Opinion ID: 2514211
Heading Depth: 3
Heading Rank: 5

Heading: Preliminary Instruction of Court Concerning Prior Appeal

Text: Before the trial got under way, Judge Thorpe instructed the jury as follows: The State requested the death penalty. The trial was delayed while an appeal was taken concerning whether the State could properly seek the death penalty. RP (Feb. 27, 1997) at 8 (jury orientation). Clark claims this comment was inconsistent with the heightened need for reliability in the determination that death is the appropriate punishment in a specific case inherent in the Eighth Amendment, Woodson v. North Carolina, 428 U.S. 280, 305, 96 S.Ct. 2978, 49 L.Ed.2d 944 (1976), because it impermissibly shifted in the jury's mind the ultimate responsibility for imposing the death penalty from the jury to an appellate court. See Caldwell v. Mississippi, 472 U.S. 320, 105 S.Ct. 2633, 86 L.Ed.2d 231 (1985). Additionally, Clark claims the comment was an impermissible judicial comment on the evidence barred by article IV, section 16, of the Washington Constitution.
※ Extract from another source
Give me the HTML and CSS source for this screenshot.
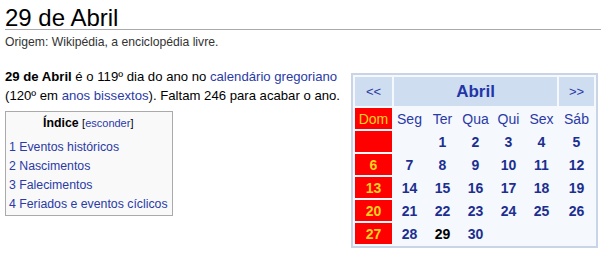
FILE: index.html
```html
<!DOCTYPE html>
<html lang="pt">
<head>
<meta charset="utf-8">
<title>29 de Abril</title>
<link rel="stylesheet" href="styles.css">
</head>
<body>
<div class="page">
  <h1 class="title">29 de Abril</h1>
  <div class="origin">Origem: Wikipédia, a enciclopédia livre.</div>

  <table class="cal">
    <tr>
      <td class="nav">&lt;&lt;</td>
      <td class="month" colspan="5">Abril</td>
      <td class="nav">&gt;&gt;</td>
    </tr>
    <tr class="dow">
      <td class="sun">Dom</td><td>Seg</td><td>Ter</td><td>Qua</td><td>Qui</td><td>Sex</td><td class="sat">Sáb</td>
    </tr>
    <tr class="week">
      <td class="sun"></td><td></td><td>1</td><td>2</td><td>3</td><td>4</td><td>5</td>
    </tr>
    <tr class="week">
      <td class="sun">6</td><td>7</td><td>8</td><td>9</td><td>10</td><td>11</td><td>12</td>
    </tr>
    <tr class="week">
      <td class="sun">13</td><td>14</td><td>15</td><td>16</td><td>17</td><td>18</td><td>19</td>
    </tr>
    <tr class="week">
      <td class="sun">20</td><td>21</td><td>22</td><td>23</td><td>24</td><td>25</td><td>26</td>
    </tr>
    <tr class="week">
      <td class="sun">27</td><td>28</td><td class="today">29</td><td>30</td><td></td><td></td><td></td>
    </tr>
  </table>

  <p class="intro"><b>29 de Abril</b> é o 119º dia do ano no <a href="#">calendário gregoriano</a> (120º em <a href="#">anos bissextos</a>). Faltam 246 para acabar o ano.</p>

  <div class="toc">
    <div class="toc-title"><b>Índice</b> <span class="toggle">[<a href="#">esconder</a>]</span></div>
    <ul class="toc-list">
      <li><a href="#">1 Eventos históricos</a></li>
      <li><a href="#">2 Nascimentos</a></li>
      <li><a href="#">3 Falecimentos</a></li>
      <li><a href="#">4 Feriados e eventos cíclicos</a></li>
    </ul>
  </div>
</div>
</body>
</html>
```

FILE: styles.css
```css
html, body {
  margin: 0;
  padding: 0;
  background: #fff;
}
body {
  font-family: "Liberation Sans", Arial, sans-serif;
  color: #000;
}
.page {
  padding: 0 2px 0 5px;
}
a {
  color: #2a3aa6;
  text-decoration: none;
}
.title {
  margin: 6px 0 0 0;
  font-size: 24px;
  font-weight: normal;
  line-height: 23px;
  border-bottom: 1px solid #aaaaaa;
}
.origin {
  margin-top: 3px;
  font-size: 12.2px;
  line-height: 18px;
  color: #333;
}
.intro {
  margin: 16px 0 0 0;
  font-size: 13.15px;
  line-height: 19px;
}
.cal {
  float: right;
  margin: 22px 3px 0 8px;
  border: 2px solid #c9d5e6;
  border-spacing: 2px;
  background: #f5f8fd;
  font-family: "Liberation Sans", Arial, sans-serif;
}
.cal td {
  padding: 0;
  height: 21px;
  width: 31px;
  text-align: center;
  font-size: 14px;
  color: #1c2f8f;
}
.cal td.sun {
  width: 37px;
}
.cal td.sat {
  width: 35px;
}
.cal .nav {
  height: 29px;
  background: #cfddf0;
  font-size: 13px;
  color: #2a3aa6;
}
.cal .month {
  height: 29px;
  background: #cfddf0;
  font-size: 17px;
  font-weight: bold;
  color: #2335a8;
}
.cal .dow td {
  font-weight: normal;
  color: #2a3aa6;
}
.cal .week td {
  font-weight: bold;
}
.cal td.sun {
  background: #ff0000;
  color: #ffd21f;
}
.cal .dow td.sun {
  color: #ffd21f;
}
.cal .week td.today {
  color: #000;
}
.toc {
  display: inline-block;
  margin-top: 6px;
  border: 1px solid #aaaaaa;
  background: #f9f9f9;
  padding: 2px 4px 1px 3px;
  font-size: 12.3px;
  line-height: 19px;
}
.toc-title {
  text-align: center;
}
.toggle {
  font-size: 11px;
}
.toc-list {
  list-style: none;
  margin: 5px 0 0 0;
  padding: 0;
}
```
Even if Clark were correct that the judge's instruction violated Caldwell or was an impermissible comment on the evidence, it would not change the outcome of our decision. Any prejudice that may have resulted from the jury being told an appellate court found the prosecution could properly seek the death penalty in Clark's case would logically carry over into the penalty phase of the trial. The judge did not instruct the jury that another court had found the prosecution could properly seek a guilty or innocent verdict. As we are reversing Clark's death sentence on other grounds, our disposition would not change were we to accept Clark's contention.